Mais c’est évidemment en tant que PDG du Groupe Air France, de 1997 à 2008, qu’il rendit les plus fiers services : il rapprocha la compagnie aérienne nationale de la firme néerlandaise KLM avant de procéder à sa privatisation. Il n’y avait donc pas de meilleur choix que cet « Européen convaincu » pour préparer le rapport souhaité par le premier ministre sur « l’avenir du transport ferroviaire », où sont remis en cause le statut des cheminots, celui d’établissement public de la SNCF, tout comme l’avenir des « petites lignes ».
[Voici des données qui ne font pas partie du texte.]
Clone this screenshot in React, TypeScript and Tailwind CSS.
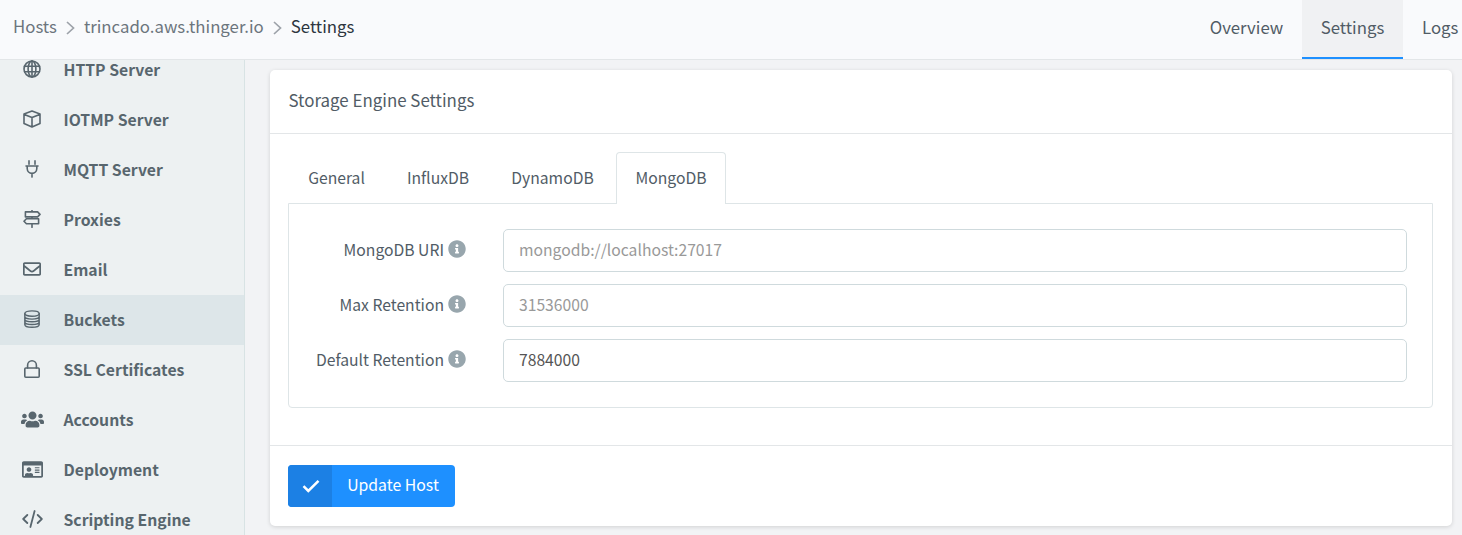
import type { ReactNode } from "react";
import { FaUsers, FaRegIdCard, FaRegEnvelope, FaInfoCircle } from "react-icons/fa";

function Stroke({ children, width = 18, box = "0 0 18 18" }: { children: ReactNode; width?: number; box?: string }) {
  return (
    <svg width={width} height={18} viewBox={box} fill="none" stroke="currentColor" strokeWidth={1.6} strokeLinecap="round" strokeLinejoin="round">
      {children}
    </svg>
  );
}

const icons = {
  globe: (
    <Stroke>
      <circle cx="9" cy="9" r="8" />
      <ellipse cx="9" cy="9" rx="3.9" ry="8" />
      <path d="M1.6 6.3h14.8M1.6 11.7h14.8M9 1v16" />
    </Stroke>
  ),
  box: (
    <Stroke>
      <path d="M9 1 17 4v9.6L9 17 1 13.6V4zM1.3 4.4 9 7.6l7.7-3.2M9 7.6V17" />
    </Stroke>
  ),
  plug: (
    <Stroke>
      <path d="M6 .9v3.4M12 .9v3.4M3 6h12M4.2 6v2.6a4.8 4.8 0 0 0 9.6 0V6M9 13.6v3.5" />
    </Stroke>
  ),
  signs: (
    <Stroke>
      <path d="M9 .5v1.3M9 7v1.7M9 14v3.3M2.4 1.9h12.2L17 4.4 14.6 6.9H2.4zM15.6 8.8H3.4L1 11.3l2.4 2.5h12.2z" />
    </Stroke>
  ),
  envelope: <FaRegEnvelope size={18} />,
  database: (
    <Stroke>
      <g strokeWidth="1.4">
        <ellipse cx="9" cy="3.6" rx="7.2" ry="2.7" />
        <path d="M1.8 3.6v10.8c0 1.6 3.2 2.8 7.2 2.8s7.2-1.2 7.2-2.8V3.6M1.8 6.3c0 1.6 3.2 2.8 7.2 2.8s7.2-1.2 7.2-2.8M1.8 9c0 1.6 3.2 2.8 7.2 2.8s7.2-1.2 7.2-2.8M1.8 11.7c0 1.6 3.2 2.8 7.2 2.8s7.2-1.2 7.2-2.8" />
      </g>
    </Stroke>
  ),
  lock: (
    <Stroke>
      <rect x="1.8" y="8" width="14.4" height="9.2" rx="1" />
      <path d="M4.6 8V5.2a4.4 4.4 0 0 1 8.8 0V8" />
    </Stroke>
  ),
  users: <FaUsers size={23} />,
  card: <FaRegIdCard size={21} />,
  code: (
    <Stroke width={21} box="0 0 21 18">
      <path d="M12.6 1 8.4 17M5.3 5 1.2 9l4.1 4M15.7 5l4.1 4-4.1 4" strokeWidth={1.8} />
    </Stroke>
  ),
};

const menu: { label: string; icon: keyof typeof icons; active?: boolean }[] = [
  { label: "HTTP Server", icon: "globe" },
  { label: "IOTMP Server", icon: "box" },
  { label: "MQTT Server", icon: "plug" },
  { label: "Proxies", icon: "signs" },
  { label: "Email", icon: "envelope" },
  { label: "Buckets", icon: "database", active: true },
  { label: "SSL Certificates", icon: "lock" },
  { label: "Accounts", icon: "users" },
  { label: "Deployment", icon: "card" },
  { label: "Scripting Engine", icon: "code" },
];

function Chevron() {
  return (
    <svg width="9" height="14" viewBox="0 0 9 14" fill="none" stroke="#9da2a9" strokeWidth="1.7">
      <path d="M1 1l6.5 6L1 13" />
    </svg>
  );
}

function Header() {
  return (
    <header className="flex h-[60px] shrink-0 justify-between border-b border-[#e3e6e8] bg-[#f9fafc] text-[16.8px]">
      <nav className="flex h-[52px] items-center pl-[13px] text-[#6c757d]">
        <span>Hosts</span>
        <span className="mt-[3px] mr-[9px] ml-[9px]"><Chevron /></span>
        <span>trincado.aws.thinger.io</span>
        <span className="mt-[3px] mr-[9px] ml-[9px]"><Chevron /></span>
        <span className="text-[#2d3540]">Settings</span>
      </nav>
      <nav className="flex h-[59px]">
        <a className="flex w-[111px] items-center justify-center pb-[5px]">Overview</a>
        <a className="flex w-[101px] items-center justify-center border-b-2 border-[#1e90ff] bg-[#f0f1f3] pb-[3px]">Settings</a>
        <a className="flex w-[59px] items-center pb-[5px] pl-[19px]">Logs</a>
      </nav>
    </header>
  );
}

function Sidebar() {
  return (
    <aside className="w-[245px] shrink-0 overflow-hidden border-r border-[#d8e3e4] bg-[#edf1f2]">
      <ul className="-mt-[15px]">
        {menu.map((item) => (
          <li
            key={item.label}
            className={`flex h-[50px] items-center text-[15.75px] leading-[18px] font-bold text-[#58666e] ${item.active ? "bg-[#dde6e9]" : ""}`}
          >
            <span className="flex w-[63.5px] shrink-0 justify-center pb-[2px] pl-[1px]">{icons[item.icon]}</span>
            <span>{item.label}</span>
          </li>
        ))}
      </ul>
    </aside>
  );
}

const tabs = [
  { label: "General", style: "w-[99px] pr-[2px]" },
  { label: "InfluxDB", style: "w-[104px] pr-[2px]" },
  { label: "DynamoDB", style: "w-[125px] pr-[2px]" },
  { label: "MongoDB", style: "w-[110px] rounded-t border border-b-0 border-[#dee5e7] bg-white pb-px" },
];

const fields = [
  { label: "MongoDB URI", placeholder: "mongodb://localhost:27017" },
  { label: "Max Retention", placeholder: "31536000" },
  { label: "Default Retention", value: "7884000" },
];

function Panel() {
  return (
    <section className="h-[456px] w-[1182px] rounded-[5px] bg-white shadow-[0_1px_4px_rgba(0,0,0,0.14)]">
      <h2 className="flex h-16 items-center border-b border-[#e3e6e8] pb-[3px] pl-[18.5px] text-[16.9px]">Storage Engine Settings</h2>
      <div className="h-[312px] border-b border-[#e3e6e8] pt-[18px] pr-[19px] pl-[18px]">
        <div className="relative z-10 -mb-px flex h-[52px]">
          {tabs.map((tab) => (
            <div key={tab.label} className={`flex items-center justify-center text-[15.7px] ${tab.style}`}>{tab.label}</div>
          ))}
        </div>
        <div className="flex h-[205px] flex-col gap-3 rounded-b-[4px] border border-[#dee5e7] pt-[25px] pr-[25px]">
          {fields.map((f) => (
            <label key={f.label} className="flex h-[43px] items-center text-[15.7px]">
              <span className="flex w-[177px] items-center justify-end gap-1 pb-px">
                {f.label}
                <FaInfoCircle size={18} color="#98a6ad" className="mb-[2px]" />
              </span>
              <input
                className="ml-[37px] h-[43px] min-w-0 flex-1 rounded-[5px] border border-[#cfdadd] bg-white px-[15px] pb-[3px] text-[#555] outline-none placeholder:text-[#999]"
                placeholder={f.placeholder}
                defaultValue={f.value}
              />
            </label>
          ))}
        </div>
      </div>
      <div className="px-[18px] pt-[19px]">
        <button className="flex h-[42px] w-[167px] overflow-hidden rounded-[4px] bg-[#1e90ff] text-[15.8px] text-white">
          <span className="flex h-full w-[44px] items-center justify-center bg-[#1c80e4] pl-[2px]">
            <svg width="18" height="14" viewBox="0 0 18 14" fill="none" stroke="white" strokeWidth="2.5">
              <path d="M1.5 7.2 6.3 12 16.5 1.8" />
            </svg>
          </span>
          <span className="flex h-full flex-1 items-center justify-center pr-[1px] pb-[2px]">Update Host</span>
        </button>
      </div>
    </section>
  );
}

export default function App() {
  return (
    <div className="flex h-[535px] w-[1462px] flex-col overflow-hidden bg-[#f2f3f5] font-['Noto_Sans_CJK_SC','Noto_Sans',sans-serif] text-[16px] leading-[24px] whitespace-nowrap text-[#515c66]">
      <Header />
      <div className="flex min-h-0 flex-1">
        <Sidebar />
        <main className="pt-[10px] pl-[25px]">
          <Panel />
        </main>
      </div>
    </div>
  );
}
Déjà prévue par François Hollande
Le profil de M. Spinetta éclaire donc l’essence de la réforme du rail prévue. Pourtant, au regard de la vacuité de certaines critiques, on en viendrait à croire que c’est la méchanceté intrinsèque d’Emmanuel Macron qui explique le chamboule-tout annoncé. Et ce, alors même que le porte-parole du gouvernement, Benjamin Griveaux, a opportunément rappelé que ladite réforme était déjà prévue par François Hollande. Ce qui est tout à fait exact, et qui devrait mettre la puce à l’oreille.
Tout simplement parce que celle-ci est la conséquence directe des orientations orchestrées par l’Union européenne. S’il y a bien un dossier où ce constat est patent, caricatural même, c’est bien celui du rail, objet de quatre « paquets » successifs de directives et règlements européens.
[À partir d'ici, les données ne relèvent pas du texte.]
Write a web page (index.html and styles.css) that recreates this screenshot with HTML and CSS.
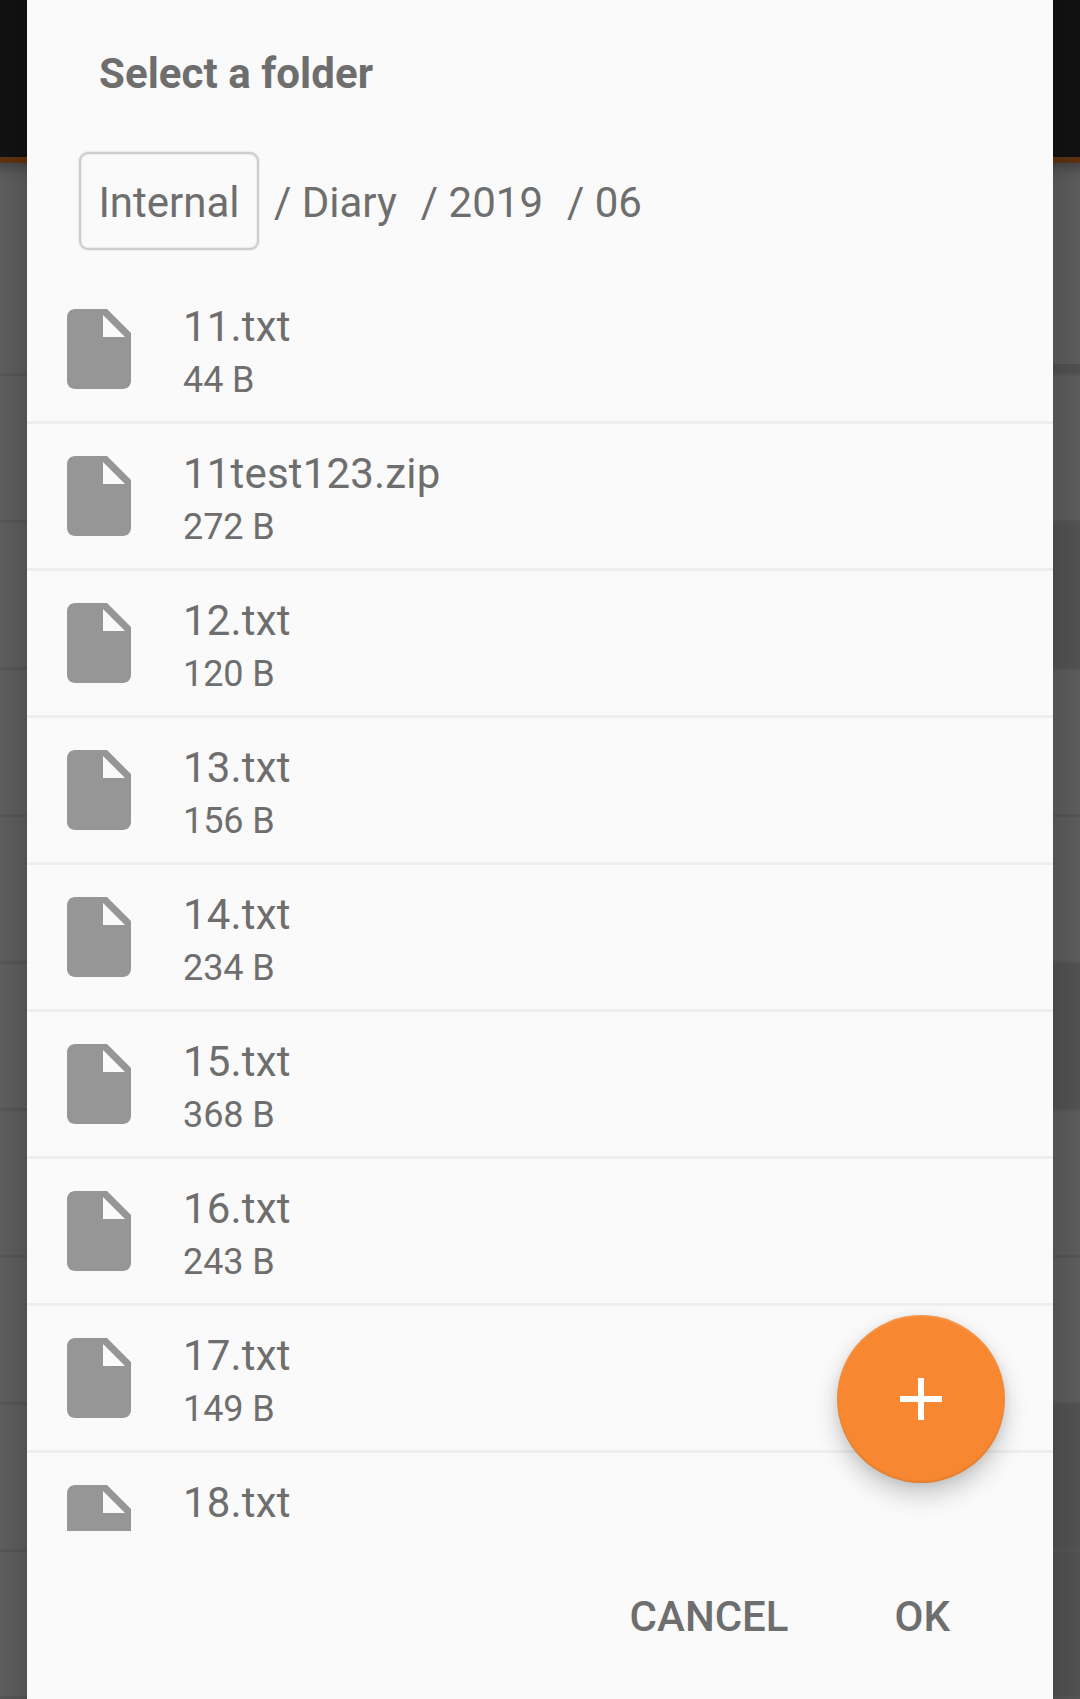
FILE: index.html
```
<!DOCTYPE html>
<html lang="en">
<head>
<meta charset="utf-8">
<title>Select a folder</title>
<link rel="stylesheet" href="styles.css">
</head>
<body>
<svg class="sprite" width="0" height="0" aria-hidden="true">
  <symbol id="file" viewBox="0 0 24 24"><path d="M6 2c-1.1 0-1.99.9-1.99 2L4 20c0 1.1.89 2 1.99 2H18c1.1 0 2-.9 2-2V8l-6-6H6zm7 7V3.5L18.5 9H13z"/></symbol>
</svg>
<div class="screen">
  <div class="strip left">
    <div class="bar"></div>
    <div class="row first"></div>
    <div class="row"></div><div class="row"></div><div class="row"></div><div class="row"></div>
    <div class="row"></div><div class="row"></div><div class="row"></div><div class="row"></div><div class="row"></div>
  </div>
  <main class="dialog">
    <h1 class="title">Select a folder</h1>
    <nav class="path">
      <span class="crumb root">Internal</span>
      <span class="crumb diary">/ Diary</span>
      <span class="crumb year">/ 2019</span>
      <span class="crumb">/ 06</span>
    </nav>
    <ul class="list">
      <li class="item"><svg class="icon"><use href="#file"/></svg><div class="info"><div class="name">11.txt</div><div class="size">44 B</div></div></li>
      <li class="item"><svg class="icon"><use href="#file"/></svg><div class="info"><div class="name">11test123.zip</div><div class="size">272 B</div></div></li>
      <li class="item"><svg class="icon"><use href="#file"/></svg><div class="info"><div class="name">12.txt</div><div class="size">120 B</div></div></li>
      <li class="item"><svg class="icon"><use href="#file"/></svg><div class="info"><div class="name">13.txt</div><div class="size">156 B</div></div></li>
      <li class="item"><svg class="icon"><use href="#file"/></svg><div class="info"><div class="name">14.txt</div><div class="size">234 B</div></div></li>
      <li class="item"><svg class="icon"><use href="#file"/></svg><div class="info"><div class="name">15.txt</div><div class="size">368 B</div></div></li>
      <li class="item"><svg class="icon"><use href="#file"/></svg><div class="info"><div class="name">16.txt</div><div class="size">243 B</div></div></li>
      <li class="item"><svg class="icon"><use href="#file"/></svg><div class="info"><div class="name">17.txt</div><div class="size">149 B</div></div></li>
      <li class="item"><svg class="icon"><use href="#file"/></svg><div class="info"><div class="name">18.txt</div></div></li>
    </ul>
    <div class="actions">
      <button class="action">CANCEL</button>
      <button class="action">OK</button>
    </div>
    <button class="fab" aria-label="New folder">
      <svg class="plus" viewBox="0 0 42 42"><path d="M18 0h6v18h18v6H24v18h-6V24H0v-6h18z"/></svg>
    </button>
  </main>
  <div class="strip right">
    <div class="bar"></div>
    <div class="row first edge"></div>
    <div class="row"></div><div class="row dark"></div><div class="row"></div><div class="row"></div>
    <div class="row dark"></div><div class="row"></div><div class="row"></div><div class="row dark"></div><div class="row dark"></div>
  </div>
</div>
</body>
</html>
```
FILE: styles.css
```
* { box-sizing: border-box; }
body { margin: 0; font-family: Roboto, "Liberation Sans", sans-serif; color: #6e6e6e; }
.sprite { display: block; }
.screen { display: grid; grid-template-columns: 27px 1026px 27px; height: 1699px; overflow: hidden; }

/* dimmed activity behind the dialog */
.strip { height: 1699px; overflow: hidden; background: #606060; position: relative; }
.strip::after { content: ""; position: absolute; inset: 0; }
.left::after { background: linear-gradient(to right, rgba(0,0,0,.03), rgba(0,0,0,.14)); }
.right::after { background: linear-gradient(to left, rgba(0,0,0,.05), rgba(0,0,0,.14)); }
.bar { height: 163px; background: #121212; border-bottom: 6px solid #613411; }
.row { height: 147px; border-bottom: 3px solid #595959; }
.first { height: 213px; background: linear-gradient(rgba(0,0,0,.24), rgba(0,0,0,.06) 10px, rgba(0,0,0,0) 20px); }
.edge { box-shadow: inset 0 -9px #545454; }
.dark { background: #555; }

.dialog { position: relative; display: flex; flex-direction: column; height: 1699px; background: #fafafa; }
.title { margin: 0; padding: 49px 72px 0; height: 152px; font-size: 42px; line-height: 50px; font-weight: 700; letter-spacing: .05px; }
.path { display: flex; align-items: center; height: 125px; padding: 0 0 27px 52px; font-size: 42px; line-height: 50px; }
.crumb { white-space: pre; padding-top: 3px; }
.root { display: flex; align-items: center; justify-content: center; width: 180px; height: 98px; margin-right: 15px; border: 2px solid #cdcdcd; border-radius: 9px; box-shadow: 0 0 2px #ccc, inset 0 0 2px #ccc; }
.diary { margin-right: 24px; }
.year { margin-right: 24px; }

.list { margin: 0; padding: 0; height: 1254px; overflow: hidden; list-style: none; }
.item { display: flex; height: 147px; padding: 24px 24px 0; border-bottom: 3px solid #eee; }
.icon { width: 96px; height: 96px; margin-right: 36px; fill: #969696; }
.name { padding-top: 1px; font-size: 42px; line-height: 50px; letter-spacing: .18px; }
.size { padding-top: 3px; font-size: 36px; line-height: 50px; letter-spacing: -.1px; }

.actions { display: flex; justify-content: flex-end; gap: 106px; padding: 61px 103px 0 0; }
.action { border: 0; padding: 0; background: none; color: inherit; font: 500 42px/50px Roboto, sans-serif; }

.fab { position: absolute; left: 810px; top: 1315px; width: 168px; height: 168px; display: flex; align-items: center; justify-content: center; padding: 0; border: 0; border-radius: 50%; background: #f78831; box-shadow: 0 12px 24px rgba(0,0,0,.2), 0 2px 10px rgba(0,0,0,.08), inset 0 -2px 2px rgba(0,0,0,.08), inset 0 2px 2px rgba(255,255,255,.1); }
.plus { width: 42px; height: 42px; fill: #fff; }
```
Avec un maître-mot : l’introduction progressive de la concurrence. Les « gains de productivité » de même que la transformation de la SNCF en société anonyme qu’entend imposer le gouvernement sont en effet indissociables de l’arrivée de concurrents privés sur le réseau français programmée (par étapes) au niveau de l’UE.
Emmanuel Macron entend être le porte-étendard qui fait avancer l’Europe, et faire figure en la matière de premier de la classe vis-à-vis de ses pairs
En outre, Emmanuel Macron ne s’en cache pas : il entend être le porte-étendard qui fait avancer l’Europe, et faire figure en la matière de premier de la classe vis-à-vis de ses pairs. Ce fut déjà le cas avec la « loi Travail » prescrite par Bruxelles.
Etrangement cependant, cette dimension qui crève les yeux semble échapper à certains dirigeants syndicaux, en tout cas si l’on en croit les premières déclarations publiques.
Cette impasse est redoutable, car ...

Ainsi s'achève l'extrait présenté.